**Supplied data:**
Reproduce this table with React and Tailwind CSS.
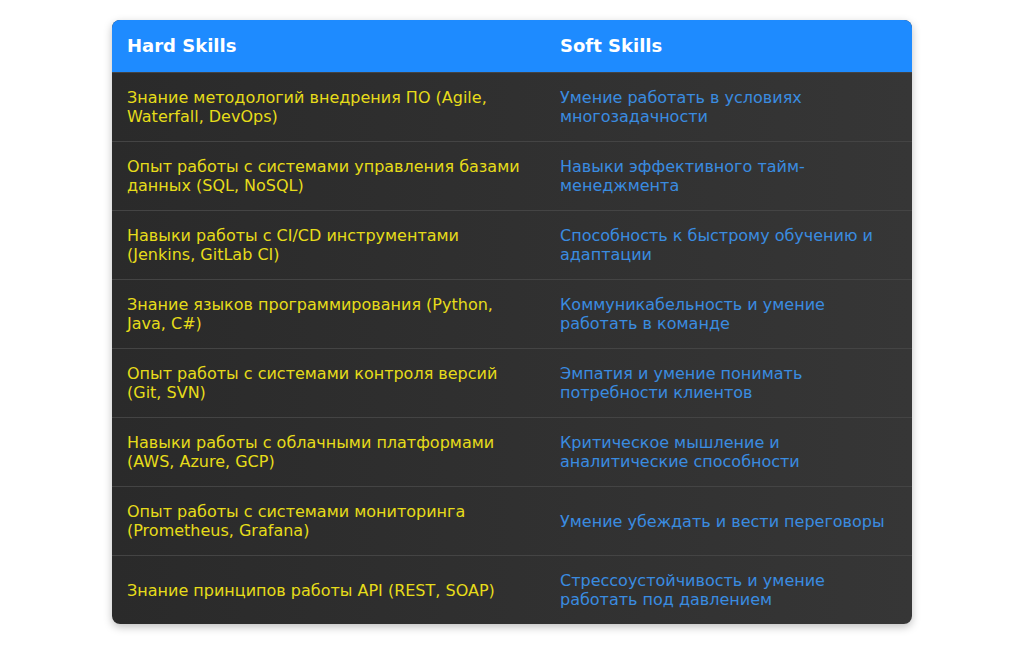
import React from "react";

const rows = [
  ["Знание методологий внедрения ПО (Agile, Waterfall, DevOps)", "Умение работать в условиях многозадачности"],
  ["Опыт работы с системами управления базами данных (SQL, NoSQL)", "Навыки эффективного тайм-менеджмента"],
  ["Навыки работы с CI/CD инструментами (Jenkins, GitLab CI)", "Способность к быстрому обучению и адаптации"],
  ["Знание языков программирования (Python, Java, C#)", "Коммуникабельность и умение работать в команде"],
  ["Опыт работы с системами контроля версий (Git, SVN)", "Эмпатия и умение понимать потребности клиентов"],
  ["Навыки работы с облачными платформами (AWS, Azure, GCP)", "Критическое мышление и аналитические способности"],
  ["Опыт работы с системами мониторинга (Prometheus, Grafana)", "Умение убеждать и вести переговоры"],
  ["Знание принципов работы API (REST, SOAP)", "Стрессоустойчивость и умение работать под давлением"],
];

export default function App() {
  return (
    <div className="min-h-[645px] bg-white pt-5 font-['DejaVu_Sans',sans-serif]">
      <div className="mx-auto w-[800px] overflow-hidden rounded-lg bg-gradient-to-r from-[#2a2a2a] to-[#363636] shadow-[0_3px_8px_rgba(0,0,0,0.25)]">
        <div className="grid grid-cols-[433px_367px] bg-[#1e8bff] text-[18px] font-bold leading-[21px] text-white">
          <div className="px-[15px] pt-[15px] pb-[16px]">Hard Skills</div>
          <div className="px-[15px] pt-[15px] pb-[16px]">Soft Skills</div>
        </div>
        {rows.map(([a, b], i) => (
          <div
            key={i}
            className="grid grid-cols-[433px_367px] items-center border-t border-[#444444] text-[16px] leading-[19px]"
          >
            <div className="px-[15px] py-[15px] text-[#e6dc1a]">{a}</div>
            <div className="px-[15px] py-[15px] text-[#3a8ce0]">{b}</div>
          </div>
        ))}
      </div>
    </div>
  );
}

---

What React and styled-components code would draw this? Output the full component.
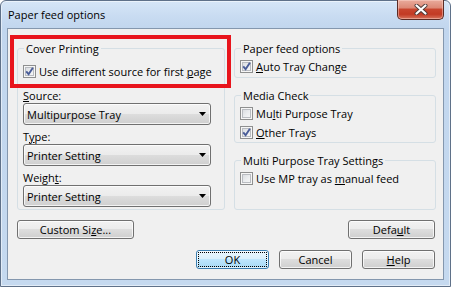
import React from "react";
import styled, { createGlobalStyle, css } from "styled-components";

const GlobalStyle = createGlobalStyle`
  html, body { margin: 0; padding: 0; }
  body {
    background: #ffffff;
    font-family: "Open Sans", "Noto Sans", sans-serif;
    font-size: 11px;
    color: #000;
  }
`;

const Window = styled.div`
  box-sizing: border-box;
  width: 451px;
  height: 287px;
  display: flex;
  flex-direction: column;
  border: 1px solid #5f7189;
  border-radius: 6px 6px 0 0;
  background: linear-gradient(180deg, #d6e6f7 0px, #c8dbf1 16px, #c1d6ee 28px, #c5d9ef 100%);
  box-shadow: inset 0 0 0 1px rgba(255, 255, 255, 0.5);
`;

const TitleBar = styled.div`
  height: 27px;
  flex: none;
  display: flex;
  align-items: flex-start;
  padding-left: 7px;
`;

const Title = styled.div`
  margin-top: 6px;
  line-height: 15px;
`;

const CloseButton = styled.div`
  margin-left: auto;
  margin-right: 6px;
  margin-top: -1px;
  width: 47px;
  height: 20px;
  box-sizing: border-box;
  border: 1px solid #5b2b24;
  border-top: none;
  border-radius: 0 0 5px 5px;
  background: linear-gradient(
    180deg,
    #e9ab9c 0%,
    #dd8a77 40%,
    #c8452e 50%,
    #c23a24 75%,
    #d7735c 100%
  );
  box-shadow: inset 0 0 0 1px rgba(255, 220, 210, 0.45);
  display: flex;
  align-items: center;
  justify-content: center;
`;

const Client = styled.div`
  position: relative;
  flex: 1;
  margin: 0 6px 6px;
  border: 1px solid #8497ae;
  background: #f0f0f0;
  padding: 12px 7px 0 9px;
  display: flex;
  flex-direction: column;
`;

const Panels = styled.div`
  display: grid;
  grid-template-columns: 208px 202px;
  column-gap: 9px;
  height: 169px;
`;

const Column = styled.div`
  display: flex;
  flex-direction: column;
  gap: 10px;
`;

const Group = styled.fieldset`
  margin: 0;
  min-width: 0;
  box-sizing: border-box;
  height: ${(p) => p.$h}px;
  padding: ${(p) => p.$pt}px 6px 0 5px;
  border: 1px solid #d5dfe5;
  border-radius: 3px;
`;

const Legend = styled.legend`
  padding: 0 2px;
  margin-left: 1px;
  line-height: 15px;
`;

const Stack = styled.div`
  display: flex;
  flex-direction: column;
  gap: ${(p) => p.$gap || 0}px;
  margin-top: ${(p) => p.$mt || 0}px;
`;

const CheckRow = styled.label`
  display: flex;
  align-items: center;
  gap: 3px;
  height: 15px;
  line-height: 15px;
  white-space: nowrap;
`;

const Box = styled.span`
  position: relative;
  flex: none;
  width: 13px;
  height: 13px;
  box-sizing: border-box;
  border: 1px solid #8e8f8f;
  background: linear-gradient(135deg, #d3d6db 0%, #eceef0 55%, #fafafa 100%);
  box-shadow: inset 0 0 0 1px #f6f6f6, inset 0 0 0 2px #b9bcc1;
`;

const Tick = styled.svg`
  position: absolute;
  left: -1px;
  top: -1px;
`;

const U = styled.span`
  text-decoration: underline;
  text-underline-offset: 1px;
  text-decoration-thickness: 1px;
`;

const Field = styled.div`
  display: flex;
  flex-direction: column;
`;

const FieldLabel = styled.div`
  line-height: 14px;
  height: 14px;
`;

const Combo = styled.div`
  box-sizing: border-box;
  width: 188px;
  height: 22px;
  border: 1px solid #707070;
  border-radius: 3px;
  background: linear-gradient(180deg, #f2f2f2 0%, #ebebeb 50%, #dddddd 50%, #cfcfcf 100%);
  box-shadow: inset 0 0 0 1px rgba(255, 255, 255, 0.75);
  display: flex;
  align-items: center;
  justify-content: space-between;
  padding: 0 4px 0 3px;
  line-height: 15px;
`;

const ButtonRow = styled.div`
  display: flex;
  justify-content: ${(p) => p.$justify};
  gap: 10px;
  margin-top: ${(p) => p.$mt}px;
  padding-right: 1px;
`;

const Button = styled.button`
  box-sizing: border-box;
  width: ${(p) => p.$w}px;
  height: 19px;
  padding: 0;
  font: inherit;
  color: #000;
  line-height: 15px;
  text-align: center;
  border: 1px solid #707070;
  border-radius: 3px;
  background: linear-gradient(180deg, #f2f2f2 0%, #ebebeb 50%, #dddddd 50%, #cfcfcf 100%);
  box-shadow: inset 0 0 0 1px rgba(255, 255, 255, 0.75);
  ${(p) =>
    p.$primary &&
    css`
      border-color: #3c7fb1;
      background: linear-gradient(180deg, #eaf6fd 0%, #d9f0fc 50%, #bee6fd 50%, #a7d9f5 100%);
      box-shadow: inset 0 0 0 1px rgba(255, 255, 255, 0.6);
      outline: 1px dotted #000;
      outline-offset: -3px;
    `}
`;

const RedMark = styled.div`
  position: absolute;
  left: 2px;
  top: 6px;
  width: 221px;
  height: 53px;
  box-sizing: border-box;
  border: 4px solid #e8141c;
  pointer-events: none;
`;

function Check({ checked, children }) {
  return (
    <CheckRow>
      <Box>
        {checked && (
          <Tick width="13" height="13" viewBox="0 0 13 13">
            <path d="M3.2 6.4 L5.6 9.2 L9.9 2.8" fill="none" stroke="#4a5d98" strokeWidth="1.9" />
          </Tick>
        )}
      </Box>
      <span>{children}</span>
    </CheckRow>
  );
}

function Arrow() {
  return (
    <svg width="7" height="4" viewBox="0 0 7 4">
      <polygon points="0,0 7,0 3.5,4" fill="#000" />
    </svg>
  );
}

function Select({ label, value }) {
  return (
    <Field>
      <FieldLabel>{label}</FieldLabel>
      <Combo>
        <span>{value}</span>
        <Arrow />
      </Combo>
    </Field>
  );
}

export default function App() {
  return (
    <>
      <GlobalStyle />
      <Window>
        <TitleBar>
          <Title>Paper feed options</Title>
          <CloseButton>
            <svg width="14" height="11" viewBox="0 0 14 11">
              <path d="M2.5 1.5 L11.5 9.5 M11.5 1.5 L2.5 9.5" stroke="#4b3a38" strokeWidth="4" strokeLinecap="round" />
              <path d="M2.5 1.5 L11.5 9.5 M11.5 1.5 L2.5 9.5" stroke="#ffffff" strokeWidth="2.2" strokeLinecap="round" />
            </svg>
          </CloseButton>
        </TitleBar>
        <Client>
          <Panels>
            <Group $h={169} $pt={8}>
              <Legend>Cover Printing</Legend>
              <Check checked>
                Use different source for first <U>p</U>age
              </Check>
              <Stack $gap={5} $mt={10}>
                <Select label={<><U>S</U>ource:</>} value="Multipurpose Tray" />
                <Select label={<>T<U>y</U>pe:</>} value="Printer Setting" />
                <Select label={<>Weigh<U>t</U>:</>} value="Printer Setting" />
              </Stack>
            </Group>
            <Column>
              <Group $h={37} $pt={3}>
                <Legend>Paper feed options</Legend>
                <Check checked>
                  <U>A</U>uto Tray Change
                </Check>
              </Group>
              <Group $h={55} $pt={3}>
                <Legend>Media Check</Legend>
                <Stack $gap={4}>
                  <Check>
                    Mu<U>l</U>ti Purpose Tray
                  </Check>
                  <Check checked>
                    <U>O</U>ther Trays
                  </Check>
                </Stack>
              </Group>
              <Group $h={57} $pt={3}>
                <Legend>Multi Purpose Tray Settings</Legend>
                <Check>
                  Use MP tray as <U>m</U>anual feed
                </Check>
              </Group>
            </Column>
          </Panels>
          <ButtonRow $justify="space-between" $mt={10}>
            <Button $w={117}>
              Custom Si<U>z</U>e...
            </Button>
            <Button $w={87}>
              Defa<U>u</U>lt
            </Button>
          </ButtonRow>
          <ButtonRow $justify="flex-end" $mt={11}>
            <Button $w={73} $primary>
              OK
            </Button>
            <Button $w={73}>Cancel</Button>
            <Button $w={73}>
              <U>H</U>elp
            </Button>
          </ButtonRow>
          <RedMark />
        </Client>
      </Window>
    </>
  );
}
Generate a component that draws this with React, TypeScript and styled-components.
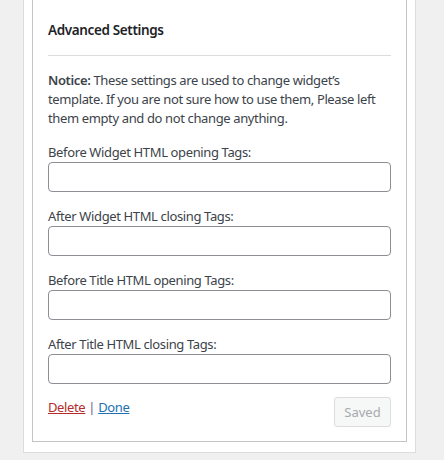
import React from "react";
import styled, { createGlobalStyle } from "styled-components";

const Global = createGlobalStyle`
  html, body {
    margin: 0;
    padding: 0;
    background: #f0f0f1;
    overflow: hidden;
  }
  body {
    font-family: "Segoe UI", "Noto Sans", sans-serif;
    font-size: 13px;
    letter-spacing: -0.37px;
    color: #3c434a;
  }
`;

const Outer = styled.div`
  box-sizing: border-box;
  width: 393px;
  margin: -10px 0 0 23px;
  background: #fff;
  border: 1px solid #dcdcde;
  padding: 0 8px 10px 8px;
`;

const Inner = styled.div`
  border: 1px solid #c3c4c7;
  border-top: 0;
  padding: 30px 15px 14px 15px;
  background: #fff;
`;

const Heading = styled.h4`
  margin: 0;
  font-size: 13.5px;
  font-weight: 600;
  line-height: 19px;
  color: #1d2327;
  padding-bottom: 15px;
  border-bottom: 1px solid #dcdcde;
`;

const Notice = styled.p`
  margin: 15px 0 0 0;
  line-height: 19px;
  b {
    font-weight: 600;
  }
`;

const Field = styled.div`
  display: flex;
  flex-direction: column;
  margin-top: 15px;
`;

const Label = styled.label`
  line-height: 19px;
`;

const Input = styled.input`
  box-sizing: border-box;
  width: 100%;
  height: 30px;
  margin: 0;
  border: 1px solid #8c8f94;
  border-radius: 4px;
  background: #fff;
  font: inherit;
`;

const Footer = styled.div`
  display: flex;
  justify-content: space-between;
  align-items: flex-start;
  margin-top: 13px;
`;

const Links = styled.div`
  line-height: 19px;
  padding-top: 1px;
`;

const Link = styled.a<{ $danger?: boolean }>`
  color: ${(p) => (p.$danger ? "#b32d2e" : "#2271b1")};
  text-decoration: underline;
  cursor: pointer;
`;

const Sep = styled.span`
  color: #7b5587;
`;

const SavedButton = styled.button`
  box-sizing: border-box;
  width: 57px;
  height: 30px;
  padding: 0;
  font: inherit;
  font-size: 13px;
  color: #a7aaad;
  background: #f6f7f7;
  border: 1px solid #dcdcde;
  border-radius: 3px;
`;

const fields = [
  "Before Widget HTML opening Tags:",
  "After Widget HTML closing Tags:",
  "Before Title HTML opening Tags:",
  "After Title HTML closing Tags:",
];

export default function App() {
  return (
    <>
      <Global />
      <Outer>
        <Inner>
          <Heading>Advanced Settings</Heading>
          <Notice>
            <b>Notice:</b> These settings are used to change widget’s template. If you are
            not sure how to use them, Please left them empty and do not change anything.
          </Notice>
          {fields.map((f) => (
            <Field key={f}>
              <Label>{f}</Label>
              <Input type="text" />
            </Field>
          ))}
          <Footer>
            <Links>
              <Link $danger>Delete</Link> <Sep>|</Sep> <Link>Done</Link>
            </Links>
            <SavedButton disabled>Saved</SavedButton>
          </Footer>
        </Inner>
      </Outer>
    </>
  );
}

--

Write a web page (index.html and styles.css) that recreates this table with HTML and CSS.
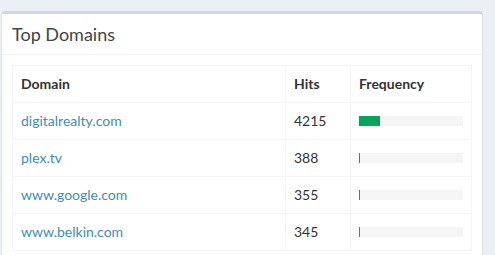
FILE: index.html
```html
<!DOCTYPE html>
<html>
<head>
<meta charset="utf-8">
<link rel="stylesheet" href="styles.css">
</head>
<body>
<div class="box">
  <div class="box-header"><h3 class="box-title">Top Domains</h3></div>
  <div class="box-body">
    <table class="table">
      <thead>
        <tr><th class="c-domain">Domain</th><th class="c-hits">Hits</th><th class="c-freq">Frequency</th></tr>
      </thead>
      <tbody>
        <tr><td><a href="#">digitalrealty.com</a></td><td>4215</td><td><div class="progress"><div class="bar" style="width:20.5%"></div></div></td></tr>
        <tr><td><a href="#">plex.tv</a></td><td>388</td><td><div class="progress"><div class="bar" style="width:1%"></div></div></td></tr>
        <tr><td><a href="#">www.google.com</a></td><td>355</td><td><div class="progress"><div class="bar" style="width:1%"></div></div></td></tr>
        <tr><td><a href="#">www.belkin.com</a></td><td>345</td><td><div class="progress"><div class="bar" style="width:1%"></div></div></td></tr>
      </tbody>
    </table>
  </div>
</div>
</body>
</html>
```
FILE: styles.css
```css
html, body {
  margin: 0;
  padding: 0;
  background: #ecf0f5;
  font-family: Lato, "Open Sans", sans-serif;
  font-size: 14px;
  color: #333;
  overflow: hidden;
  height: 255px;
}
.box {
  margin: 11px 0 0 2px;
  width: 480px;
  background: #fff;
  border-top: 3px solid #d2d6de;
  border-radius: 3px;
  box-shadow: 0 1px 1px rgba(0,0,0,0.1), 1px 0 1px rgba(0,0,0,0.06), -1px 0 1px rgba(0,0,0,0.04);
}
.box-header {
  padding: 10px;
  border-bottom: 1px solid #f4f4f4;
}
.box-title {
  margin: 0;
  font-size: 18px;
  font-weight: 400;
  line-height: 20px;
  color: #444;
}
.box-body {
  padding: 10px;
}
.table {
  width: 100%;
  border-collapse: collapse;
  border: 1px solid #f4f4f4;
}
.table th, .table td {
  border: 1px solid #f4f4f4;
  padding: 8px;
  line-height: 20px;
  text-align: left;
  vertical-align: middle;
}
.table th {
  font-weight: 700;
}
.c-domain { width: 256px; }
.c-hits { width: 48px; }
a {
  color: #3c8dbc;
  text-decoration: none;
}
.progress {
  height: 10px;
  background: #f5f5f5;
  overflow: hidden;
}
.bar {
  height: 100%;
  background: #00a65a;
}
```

**Exercise prompt:**
Report each line of the material above where the word "with" appears.

**Answer below:**
Reproduce this table with React and Tailwind CSS.
Generate a component that draws this with React, TypeScript and styled-components.
Write a web page (index.html and styles.css) that recreates this table with HTML and CSS.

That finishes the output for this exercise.